Speaking after the meeting in west Belfast on Friday, group spokesman John Teggart, whose father was among those killed by the British Army’s Parachute Regiment in August 1971, said the Taoiseach was shown the exact location where victims had died.

“The meeting went extremely well and the Taoiseach lived up to his promise to come here and meet with us,” Mr Teggart said.

“He saw the location where our loved ones died and I think he was moved by that. He was shown the close proximity of the murder scene to the then Henry Taggart Army Barracks and he commented that it was not more than 25 yards away.”

Ten people were shot dead in the area in the three days after internment was introduced, among them a priest and a mother-of-eight. An eleventh person died of a heart attack following a confrontation involving a soldier.

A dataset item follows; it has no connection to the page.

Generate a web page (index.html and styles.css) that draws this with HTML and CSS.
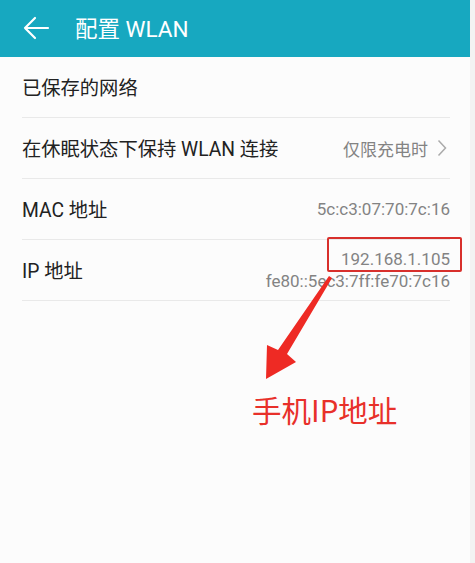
FILE: index.html
```html
<!DOCTYPE html>
<html lang="zh">
<head>
<meta charset="utf-8">
<title>配置 WLAN</title>
<link rel="stylesheet" href="styles.css">
</head>
<body>
<div class="screen">
  <header class="appbar">
    <svg class="back" width="28" height="24" viewBox="0 0 28 24"><path d="M26 12H3M13 2L3 12l10 10" fill="none" stroke="#fff" stroke-width="2.2" stroke-linecap="round" stroke-linejoin="round"/></svg>
    <h1 class="title">配置 WLAN</h1>
  </header>
  <ul class="list">
    <li class="row"><span class="label">已保存的网络</span></li>
    <li class="row"><span class="label">在休眠状态下保持 WLAN 连接</span><span class="value">仅限充电时<svg class="chev" width="10" height="18" viewBox="0 0 10 18"><path d="M1.5 1.5L8.5 9l-7 7.5" fill="none" stroke="#aaa" stroke-width="1.5"/></svg></span></li>
    <li class="row"><span class="label">MAC 地址</span><span class="value">5c:c3:07:70:7c:16</span></li>
    <li class="row ip"><span class="label">IP 地址</span><span class="values"><span class="value">192.168.1.105</span><span class="value">fe80::5ec3:7ff:fe70:7c16</span></span></li>
  </ul>
  <div class="mark-box"></div>
  <svg class="arrow" width="475" height="563" viewBox="0 0 475 563"><path d="M329 276L332 278L287 354L296 362L266 379L267 345L278 350Z" fill="#ee2a24"/></svg>
  <div class="note">手机IP地址</div>
</div>
</body>
</html>
```
FILE: styles.css
```css
* { box-sizing: border-box; }
html, body { margin: 0; padding: 0; }
body {
  width: 475px;
  height: 563px;
  background: #f3f3f3;
  font-family: Roboto, "Noto Sans CJK SC", sans-serif;
  overflow: hidden;
}
.screen {
  position: relative;
  width: 470px;
  height: 563px;
  background: #fcfcfc;
}
.appbar {
  height: 57px;
  background: #17a8c0;
  display: flex;
  align-items: center;
  padding-left: 22px;
  gap: 25px;
}
.back { display: block; margin-top: -2px; }
.title {
  margin: 0;
  font-weight: 400;
  font-size: 22.5px;
  color: #fff;
  margin-top: -3px;
}
.list {
  list-style: none;
  margin: 0 20px 0 22px;
  padding: 0;
}
.row {
  height: 61px;
  border-bottom: 1px solid #e9e9e9;
  display: flex;
  align-items: center;
  justify-content: space-between;
}
.label {
  font-size: 19.3px;
  color: #222;
}
.value {
  font-size: 17px;
  color: #838383;
  display: flex;
  align-items: center;
}
.chev { margin-left: 9px; margin-right: 3px; }
.values {
  display: flex;
  flex-direction: column;
  align-items: flex-end;
  line-height: 22px;
}
.ip .values { margin-top: -1px; }
.mark-box {
  position: absolute;
  left: 327px;
  top: 237px;
  width: 135px;
  height: 35px;
  border: 2px solid #d8302c;
  border-radius: 2px;
}
.arrow { position: absolute; left: 0; top: 0; }
.note {
  position: absolute;
  left: 252px;
  top: 391px;
  font-size: 29.5px;
  line-height: 36px;
  color: #e8302a;
  font-family: "Noto Sans CJK SC", sans-serif;
}
```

The Taoiseach, who has already backed relatives in their call for an independent inquiry into the shootings 40 years ago, used the visit to call on the British government to reciprocate his recent assurances that Garda files relating to the Kingsmill attack would be released.

“I think there’s an evolving process here,” Mr Kenny said following yesterday’s walkabout in Ballymurphy.

“People say to me, ‘How can you put pressure on the British government?’ Well, clearly we have the support of the US, they want an end to 40 years of waiting around for information, not just in the case of Ballymurphy, but in many others.”

In a meeting with victims’ families and loyalist lobbyist Willie Frazer on Thursday, Kenny promised the Dublin government would release all relevant material about a deadly attack on Protestant workmen near Kingsmills in 1976, and that state files would be passed on to a coroner. The move followed threats by Frazer to stage a sectarian march through Dublin city centre if files on the case were not passed on.

Yesterday, Mr Teggart said it was now time for the British government to stop “dragging their heels” over disclosure of documents relating to the Ballymurphy killings.

“Up until now the MoD [British Ministry of Defence] and the PSNI have not been cooperating with our legal team,” he said, “and what you find is, month after month they’re saying they’re not ready and they’re not handing the disclosure over to us.”

CIVIL ACTION

Meanwhile, relatives of almost 30 people murdered by a loyalist gang operating in Mid Ulster are to launch a civil action against the PSNI (formerly RUC) police for its failure to properly investigate the killings.

A dossier compiled by lawyers who painstakingly established links between the deaths is to form the basis for the unprecedented case. The lawyers have also linked a single gunman to many of the murders during the early to mid-1990s.

Kevin Winters of KRW Law said the investigative work should have been done by detectives at the time, potentially saving lives.

“Police should have done this years ago and didn’t. In the absence of a proper investigation it’s left to us to pursue civil litigation,” he said.

And a coroner’s court heard more evidence this week that the British state had been involved in “mass murder” in the north by the ‘Glenanne Gang’, which contained members of the RUC and British soldiers of the Ulster Defence Regiment.

Mother-of-three Elizabeth McDonald and 22-year-old Gerard McGleenan died after a no-warning bomb planted by the same gang exploded outside the Step Inn pub in Keady in County Armagh.

During the hearing barrister for Ms McDonald’s husband Malachi, Leslie Thomas QC, said that members of the British Crown forces colluded with loyalists paramilitaries in up to 80 murders across Mid Ulster between July 1972 and June 1978.

“If what we say is right this is the biggest involvement of state agents in mass murder on British soil,” he said.

“We say that what the families of the bereaved want, quite simply can be put in a few words. They want the truth, they want the truth to come out, they want justice.”

The barrister said that the same weapons were used in many of the Glenanne Gang’s murders while the killers adopted the same “modus operandi”.

“Many of those responsible were either serving or former members of the security forces,” he said.

“There were close ballistic links between the victims, the weapons used in many of the killings which originated within the Ulster Defence Regiment.”